Hemos comido colesterol. Entrando en la gran superficie una joven
desaliñada, bebé en brazos, me ha pedido un pollo. Espéranos
aquí, no tardaremos. Hemos comprado: leche, pañales, papillas y un
pollo entero. Cuando hemos salido la chica había desaparecido.
Llena de rabia he tomado el Camí Fondo hacia casa. He
parado en un huerto, he desempaquetado el pollo, lo he cogido por un
muslo y le he dicho a mi hija, mira, el Discóbolo de Mirón. Tres
impulsos y lo he lanzado. Mami, ¿pero, que estás loca? No. Vámonos
a las chabolas y les repartimos lo que acabamos de comprar. Vale,
hay que ser solidarios, estamos en crisis; la chica podría ir al
banco de alimentos, ¿no, mami?
Rosa Miró i Pons
SOBREIMPRESIÓN
Aunque
cada vez renueven las colecciones con más frecuencia, tanta no es
posible. Ni siquiera han pasado veinticuatro horas desde que vine a
la tienda y no hay ni rastro de las camisetas estampadas con motivos
étnicos que vi. La cola delante de las cajas era larguísima y no me
pude esperar. Me hubiera comprado unas cuantas. Eran de un color gris
cemento, un tono apagado pero sobre el que contrastaban más los
dibujos de las mujeres y niñas de piel morena envueltas en túnicas
y pañuelos fucsia y violeta.

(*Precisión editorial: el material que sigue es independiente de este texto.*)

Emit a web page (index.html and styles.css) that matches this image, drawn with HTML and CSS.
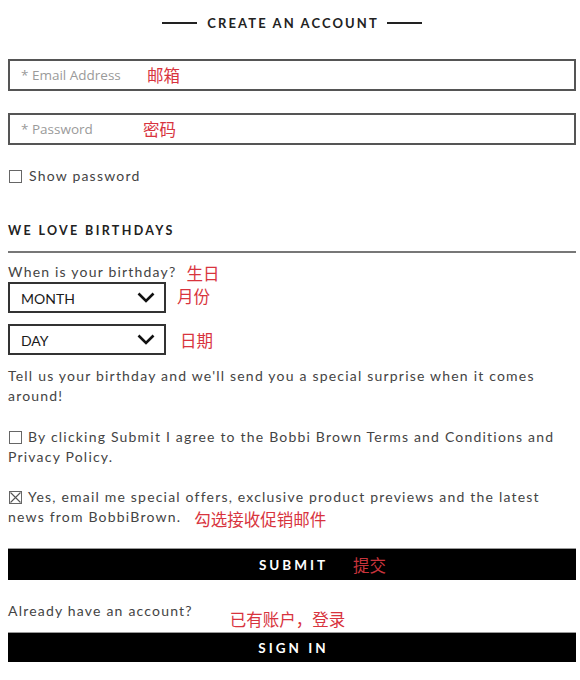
FILE: index.html
```html
<!DOCTYPE html>
<html lang="en">
<head>
<meta charset="utf-8">
<title>Create an account</title>
<link rel="stylesheet" href="styles.css">
</head>
<body>
<div class="page">
  <h1 class="title"><span class="rule"></span><span class="title-text">CREATE AN ACCOUNT</span><span class="rule"></span></h1>

  <div class="field"><span class="ph ph-email">* Email Address</span><span class="note">邮箱</span></div>
  <div class="field field-pw"><span class="ph ph-pw">* Password</span><span class="note">密码</span></div>

  <div class="check-row"><span class="box"></span><span>Show password</span></div>

  <h2 class="section">WE LOVE BIRTHDAYS</h2>

  <p class="question">When is your birthday?<span class="note note-q">生日</span></p>

  <div class="select-row">
    <div class="select"><span>MONTH</span><svg class="chev" width="18" height="11" viewBox="0 0 18 11"><polyline points="1.5,1.5 9,9 16.5,1.5" fill="none" stroke="#111" stroke-width="2.6"/></svg></div>
    <span class="note note-sel">月份</span>
  </div>
  <div class="select-row select-row-day">
    <div class="select"><span>DAY</span><svg class="chev" width="18" height="11" viewBox="0 0 18 11"><polyline points="1.5,1.5 9,9 16.5,1.5" fill="none" stroke="#111" stroke-width="2.6"/></svg></div>
    <span class="note note-day">日期</span>
  </div>

  <p class="copy copy-first">Tell us your birthday and we'll send you a special surprise when it comes around!</p>

  <p class="copy"><span class="box box-inline"></span>By clicking Submit I agree to the Bobbi Brown Terms and Conditions and Privacy Policy.</p>

  <p class="copy copy-offer"><span class="box box-inline box-x"><svg width="11" height="11" viewBox="0 0 11 11"><path d="M0.5 0.5 L10.5 10.5 M10.5 0.5 L0.5 10.5" stroke="#555" stroke-width="1.1"/></svg></span>Yes, email me special offers, exclusive product previews and the latest news from BobbiBrown.<span class="note note-offer">勾选接收促销邮件</span></p>

  <div class="btn btn-submit"><span></span><span class="btn-label">SUBMIT</span><span class="note note-btn">提交</span></div>

  <div class="signin-row"><span class="already">Already have an account?</span><span class="note note-signin">已有账户，登录</span></div>

  <div class="btn btn-signin"><span></span><span class="btn-label">SIGN IN</span><span></span></div>
</div>
</body>
</html>
```

FILE: styles.css
```css
* {
  box-sizing: border-box;
}

body {
  margin: 0;
  background: #fff;
  font-family: Lato, "Noto Sans CJK SC", sans-serif;
  color: #444;
}

.page {
  padding: 14px 4px 0 8px;
}

.note {
  font-family: "Noto Sans CJK SC", sans-serif;
  font-size: 16.5px;
  color: #d8343e;
  letter-spacing: 0;
  font-weight: 400;
}

.title {
  margin: 0;
  display: flex;
  justify-content: center;
  align-items: center;
  gap: 10px;
  font-size: 13px;
  font-weight: 700;
  color: #222;
  line-height: 18px;
}

.title-text {
  letter-spacing: 2.1px;
  margin-right: -2.1px;
}

.rule {
  width: 35px;
  height: 2px;
  background: #222;
}

.field {
  margin-top: 27px;
  height: 32px;
  border: 2px solid #555;
  display: flex;
  align-items: center;
  padding-left: 11px;
}

.field-pw {
  margin-top: 22px;
}

.ph {
  font-family: "Open Sans", sans-serif;
  font-size: 13.5px;
  color: #9a9a9a;
}

.ph-email {
  width: 126px;
}

.ph-pw {
  width: 122px;
}

.check-row {
  margin-top: 21px;
  display: flex;
  align-items: center;
  line-height: 20px;
  font-size: 14px;
  letter-spacing: 1.2px;
  color: #444;
}

.box {
  display: inline-block;
  width: 13px;
  height: 13px;
  border: 1px solid #666;
  margin: 0 7px 0 1px;
  flex: none;
}

.box-inline {
  vertical-align: -2px;
  margin-right: 6px;
}

.box-x svg {
  display: block;
}

.section {
  margin: 35px 0 0;
  padding-bottom: 10px;
  border-bottom: 2px solid #777;
  font-size: 12.5px;
  line-height: 20px;
  font-weight: 700;
  letter-spacing: 2.35px;
  color: #222;
}

.question {
  margin: 9px 0 0;
  height: 20px;
  line-height: 20px;
  font-size: 14px;
  letter-spacing: 1.2px;
}

.note-q {
  margin-left: 10px;
  vertical-align: -3px;
  line-height: 14px;
}

.select-row {
  display: flex;
  align-items: center;
  gap: 11px;
}

.select-row-day {
  margin-top: 11px;
  gap: 14px;
}

.select {
  width: 158px;
  height: 31px;
  border: 2px solid #333;
  display: flex;
  align-items: center;
  justify-content: space-between;
  padding: 2px 9px 0 11px;
  font-size: 14px;
  color: #1a1a1a;
}

.chev {
  display: block;
  margin-top: -2px;
}

.note-sel {
  margin-top: -4px;
}

.copy {
  margin: 21px 0 0;
  line-height: 20px;
  font-size: 14px;
  letter-spacing: 1.2px;
  color: #444;
  padding-right: 4px;
}

.copy-first {
  margin-top: 11px;
  padding-right: 20px;
}

.copy-offer {
  margin-top: 20px;
  padding-right: 20px;
}

.note-offer {
  margin-left: 13px;
  vertical-align: -4px;
  line-height: 14px;
}

.btn {
  margin-top: 21px;
  background: #000;
  border-top: 1px solid #999;
  display: grid;
  grid-template-columns: 1fr auto 1fr;
  align-items: center;
  color: #fff;
}

.btn-submit {
  height: 32px;
}

.btn-label {
  font-size: 13.5px;
  font-weight: 700;
  letter-spacing: 3px;
  margin-right: -3px;
}

.note-btn {
  justify-self: start;
  margin-left: 28px;
  color: #c8343c;
  line-height: 14px;
}

.signin-row {
  margin-top: 21px;
  display: flex;
  align-items: flex-start;
  height: 28px;
}

.already {
  line-height: 20px;
  font-size: 14px;
  letter-spacing: 1.2px;
  color: #444;
}

.note-signin {
  margin-left: 37px;
  margin-top: 8px;
  line-height: 20px;
}

.btn-signin {
  margin-top: 3px;
  height: 30px;
}
```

Todas tenían los ojos cerrados, la
boca abierta y un tanto polvorienta, sin maquillaje. En la que más
me gustó aparecía una pareja abrazada. Ella llevaba una pulsera
dorada y a él le cruzaban la cara de arriba a abajo, dos surcos
pintados con esmalte rojo brillante. Otras ni las miré porque eran bastante
macabras: solo aparecían brazos y piernas entre escombros o grupos
de niños con los ojos muy grandes que enseñaban unas fotografías.
Una
dependienta me respondió que en esos expositores giratorios las
camisetas eran todas lisas, que no había ninguna con dibujo. Yo le
aseguré que las había visto allí el día antes y me contestó que
eso era imposible, que tal vez me distraje mirando las pantallas de
las televisiones de la tienda de electrodomésticos de al lado y me
confundí. No sé qué pensar porque hasta las etiquetas en las que
dice Made in Bangladesh son las mismas.
Rosario Raro
3 comentarios:
Vaya, vaya, que orgullosa me siento de estar entre tanta indignación compartida y tan bien expresada. ¿Os confieso una cosa? Tengo a mi padre hospitalizado, sufre las carencias de la sanidad pública y tengo una hija en Francia que no volverá.
Rosario: que no te hemos leído todavía.
Un beso primaveral para todas y todos.
Rosa Miró i Pons
16 de mayo de 2013 01:48
Mucha tela hay aquí, me la voy a leer muy despacio.